** STATED PROBLEM **
Starting at the first line of the listing below, retype each line up to and including the one that contains "const roleTab = ref('client')". Leave pictures out.

** DATA EXTRACT **
>> Begin

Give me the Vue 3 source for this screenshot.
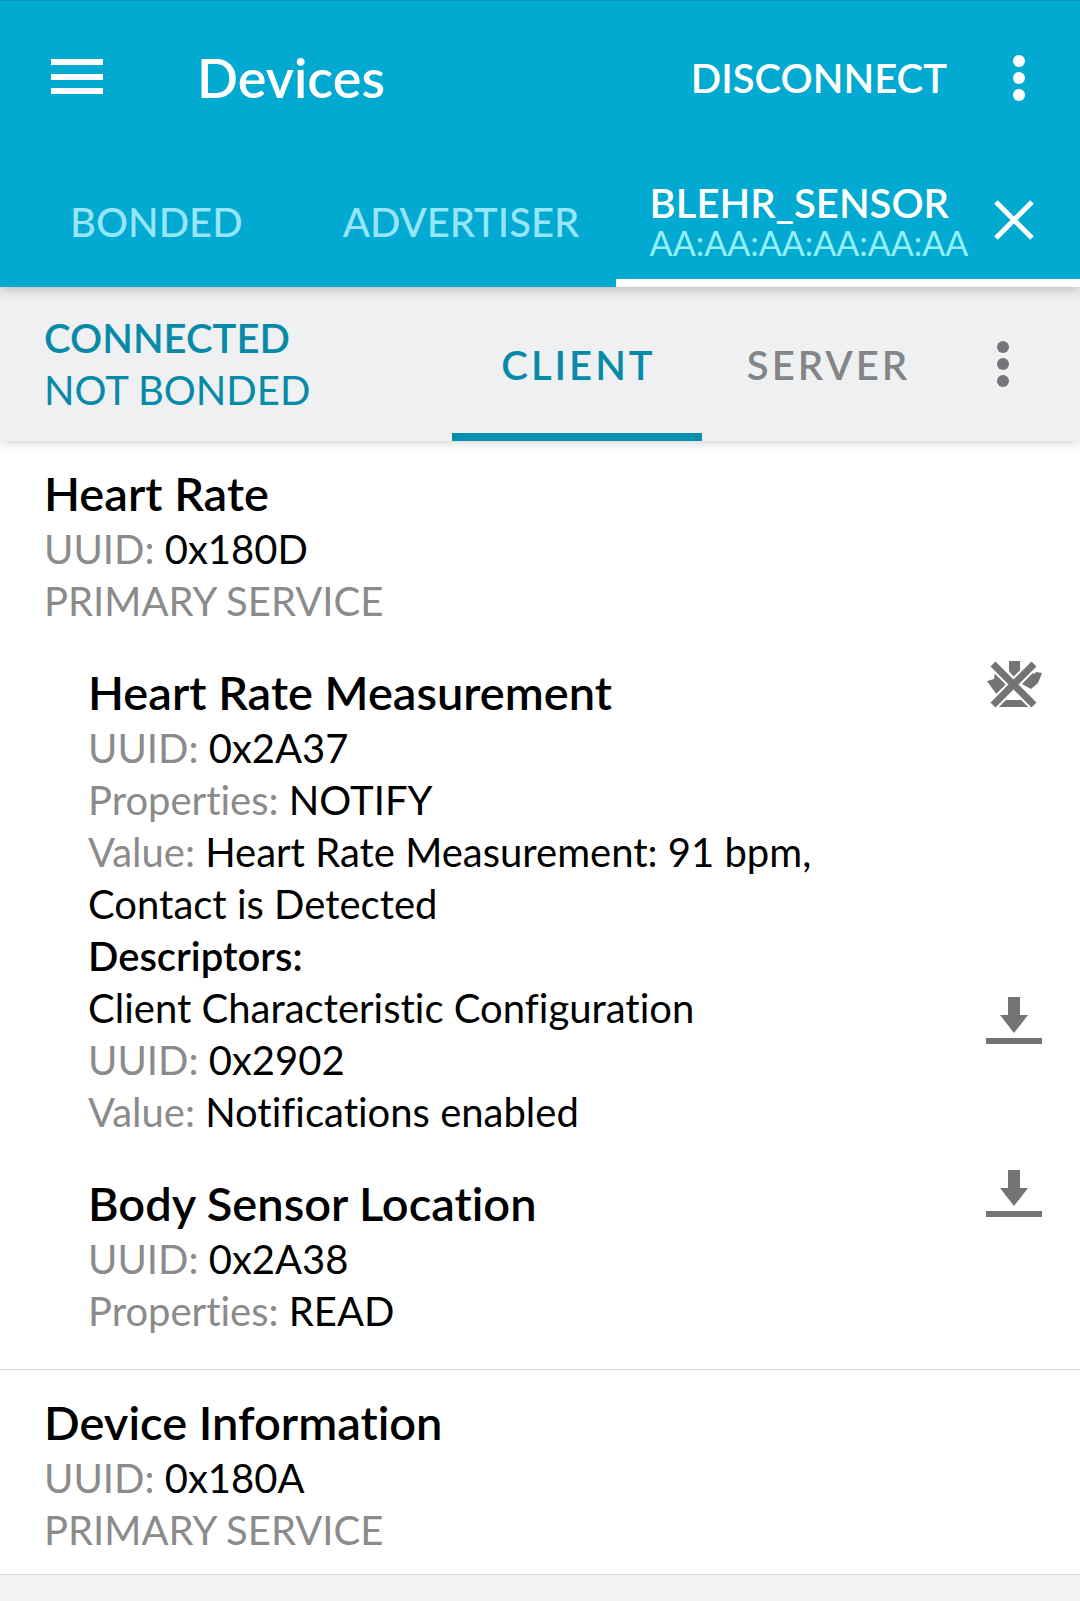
<script setup>
import { ref } from 'vue'

const deviceTab = ref('sensor')
const roleTab = ref('client')

const services = [
  {
    name: 'Heart Rate',
    uuid: '0x180D',
    type: 'PRIMARY SERVICE',
    characteristics: [
      {
        name: 'Heart Rate Measurement',
        action: 'notify',
        fields: [
          { label: 'UUID:', value: '0x2A37' },
          { label: 'Properties:', value: 'NOTIFY' },
          { label: 'Value:', value: 'Heart Rate Measurement: 91 bpm, Contact is Detected' },
        ],
        descriptors: [
          {
            name: 'Client Characteristic Configuration',
            fields: [
              { label: 'UUID:', value: '0x2902' },
              { label: 'Value:', value: 'Notifications enabled' },
            ],
          },
        ],
      },
      {
        name: 'Body Sensor Location',
        action: 'read',
        fields: [
          { label: 'UUID:', value: '0x2A38' },
          { label: 'Properties:', value: 'READ' },
        ],
        descriptors: [],
      },
    ],
  },
  { name: 'Device Information', uuid: '0x180A', type: 'PRIMARY SERVICE', characteristics: [] },
]
</script>

<template>
  <div class="app">
    <header class="top">
      <div class="toolbar">
        <button class="icon menu" aria-label="Menu">
          <svg width="52" height="38" viewBox="0 0 52 38"><path d="M0 0h52v6H0zM0 15h52v6H0zM0 29h52v6H0z" fill="currentColor" /></svg>
        </button>
        <h1>Devices</h1>
        <button class="disconnect">DISCONNECT</button>
        <button class="icon more" aria-label="More options">
          <svg width="12" height="46" viewBox="0 0 12 46" fill="currentColor"><circle cx="6" cy="6" r="6" /><circle cx="6" cy="23" r="6" /><circle cx="6" cy="40" r="6" /></svg>
        </button>
      </div>
      <nav class="device-tabs">
        <button class="tab bonded" @click="deviceTab = 'bonded'">BONDED</button>
        <button class="tab advertiser" @click="deviceTab = 'advertiser'">ADVERTISER</button>
        <div class="tab sensor" :class="{ active: deviceTab === 'sensor' }">
          <button class="sensor-name" @click="deviceTab = 'sensor'">
            <span class="name">BLEHR_SENSOR</span>
            <span class="address">AA:AA:AA:AA:AA:AA</span>
          </button>
          <button class="icon" aria-label="Close tab">
            <svg width="40" height="40" viewBox="0 0 40 40"><path d="M2 2l36 36M38 2L2 38" stroke="currentColor" stroke-width="5" /></svg>
          </button>
        </div>
      </nav>
    </header>

    <section class="status">
      <div class="state">
        <strong>CONNECTED</strong>
        <span>NOT BONDED</span>
      </div>
      <button class="role" :class="{ active: roleTab === 'client' }" @click="roleTab = 'client'">CLIENT</button>
      <button class="role" :class="{ active: roleTab === 'server' }" @click="roleTab = 'server'">SERVER</button>
      <button class="icon more" aria-label="Connection options">
        <svg width="12" height="46" viewBox="0 0 12 46" fill="currentColor"><circle cx="6" cy="6" r="6" /><circle cx="6" cy="23" r="6" /><circle cx="6" cy="40" r="6" /></svg>
      </button>
    </section>

    <main>
      <section v-for="s in services" :key="s.uuid" class="service">
        <h2>{{ s.name }}</h2>
        <p><span class="label">UUID:</span> {{ s.uuid }}</p>
        <p class="label">{{ s.type }}</p>

        <article v-for="c in s.characteristics" :key="c.name" class="characteristic">
          <div class="row">
            <div class="text">
              <h2>{{ c.name }}</h2>
              <p v-for="f in c.fields" :key="f.label"><span class="label">{{ f.label }}</span> {{ f.value }}</p>
            </div>
            <button v-if="c.action === 'notify'" class="icon action" aria-label="Stop notifications">
              <svg width="56" height="56" viewBox="0 0 56 56" fill="currentColor">
                <path d="M23 5h11v10l-6 6-5-6zM1 25l7-2 1-7 13 11-11 12zM56 17l-6-1-2 2-3-2-9 12 9 5 7-6zM17 44h21l6 7H11z" />
                <path d="M7 8l41 41M48 8L7 49" stroke="#fff" stroke-width="11" />
                <path d="M7 8l41 41M48 8L7 49" stroke="currentColor" stroke-width="7" />
              </svg>
            </button>
            <button v-else class="icon action" aria-label="Read characteristic">
              <svg width="56" height="56" viewBox="0 0 56 56" fill="currentColor"><path d="M22 3h12v18h8L28 39 14 21h8zM0 44h56v6H0z" /></svg>
            </button>
          </div>
          <p v-if="c.descriptors.length" class="caption">Descriptors:</p>
          <div v-for="d in c.descriptors" :key="d.name" class="row descriptor">
            <div class="text">
              <p>{{ d.name }}</p>
              <p v-for="f in d.fields" :key="f.label"><span class="label">{{ f.label }}</span> {{ f.value }}</p>
            </div>
            <button class="icon action" aria-label="Read descriptor">
              <svg width="56" height="56" viewBox="0 0 56 56" fill="currentColor"><path d="M22 3h12v18h8L28 39 14 21h8zM0 44h56v6H0z" /></svg>
            </button>
          </div>
        </article>
      </section>
    </main>
  </div>
</template>

<style>
body {
  margin: 0;
  background: #f4f4f4;
}
</style>

<style scoped>
.app {
  font-family: Lato, "Open Sans", sans-serif;
  font-size: 40px;
  line-height: 52px;
  font-variant-ligatures: none;
  color: #000;
}
h1,
h2,
p {
  margin: 0;
}
button {
  margin: 0;
  padding: 0;
  border: 0;
  background: none;
  font: inherit;
  color: inherit;
  text-align: left;
  cursor: pointer;
}
.icon {
  display: flex;
  flex: none;
}
svg {
  display: block;
}
.top {
  position: relative;
  z-index: 2;
  background: #02a9d0;
  color: #fff;
  box-shadow: 0 2px 12px rgba(0, 0, 0, 0.25);
}
.toolbar {
  display: flex;
  align-items: center;
  height: 156px;
  padding: 0 55px 0 51px;
  box-sizing: border-box;
  box-shadow: inset 0 1px #0595b8;
}
h1 {
  flex: 1;
  margin-left: 94px;
  font-size: 54px;
  font-weight: 600;
}
.disconnect {
  margin-right: 66px;
  font-weight: 600;
}
.device-tabs {
  display: flex;
  height: 131px;
}
.tab {
  font-weight: 500;
  color: #95e6fb;
}
.bonded {
  padding-left: 70px;
  padding-right: 48px;
}
.advertiser {
  padding-left: 52px;
}
.sensor {
  display: flex;
  align-items: center;
  width: 43%;
  margin-left: auto;
  padding: 4px 46px 0 34px;
  box-sizing: border-box;
  border-bottom: 8px solid transparent;
}
.sensor-name {
  flex: 1;
  padding-top: 6px;
}
.sensor.active {
  border-color: #fff;
  color: #fff;
}
.name,
.address {
  display: block;
  line-height: 40px;
}
.name {
  font-weight: 600;
}
.address {
  font-size: 34px;
  font-weight: 400;
  color: #95f0fd;
}
.status {
  position: relative;
  z-index: 1;
  display: flex;
  height: 154px;
  padding-right: 71px;
  background: #eef0f2;
  color: #068aa8;
  box-shadow: 0 1px 10px rgba(0, 0, 0, 0.2);
}
.state {
  display: flex;
  flex: 1;
  flex-direction: column;
  justify-content: center;
  padding-left: 44px;
}
.state strong {
  font-weight: 600;
}
.role {
  width: 250px;
  padding: 10px 0 0 3px;
  border-bottom: 8px solid transparent;
  font-weight: 600;
  letter-spacing: 3px;
  text-align: center;
  color: #838587;
}
.role.active {
  border-color: #048fac;
  color: #068aa8;
}
.status .more {
  align-items: center;
  margin-left: 45px;
  color: #757679;
}
.service {
  padding: 22px 38px 18px 44px;
  border-bottom: 1px solid #dadcdc;
  background: #fff;
}
.service:has(.characteristic) {
  padding-bottom: 32px;
}
h2 {
  font-size: 47px;
  font-weight: 600;
  line-height: 60px;
}
.label {
  color: #8b8b8b;
}
.characteristic {
  margin-top: 29px;
  padding-left: 44px;
}
.row {
  display: flex;
  gap: 110px;
}
.text {
  flex: 1;
  padding-top: 6px;
}
.descriptor .text {
  padding-top: 0;
}
.action {
  align-self: flex-start;
  color: #747474;
}
.descriptor .action {
  margin-top: 12px;
}
.caption {
  font-weight: 600;
}
</style>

>> End

** REPLY TO THE EXERCISE **
Give me the Vue 3 source for this screenshot.
<script setup>
import { ref } from 'vue'

const deviceTab = ref('sensor')
const roleTab = ref('client')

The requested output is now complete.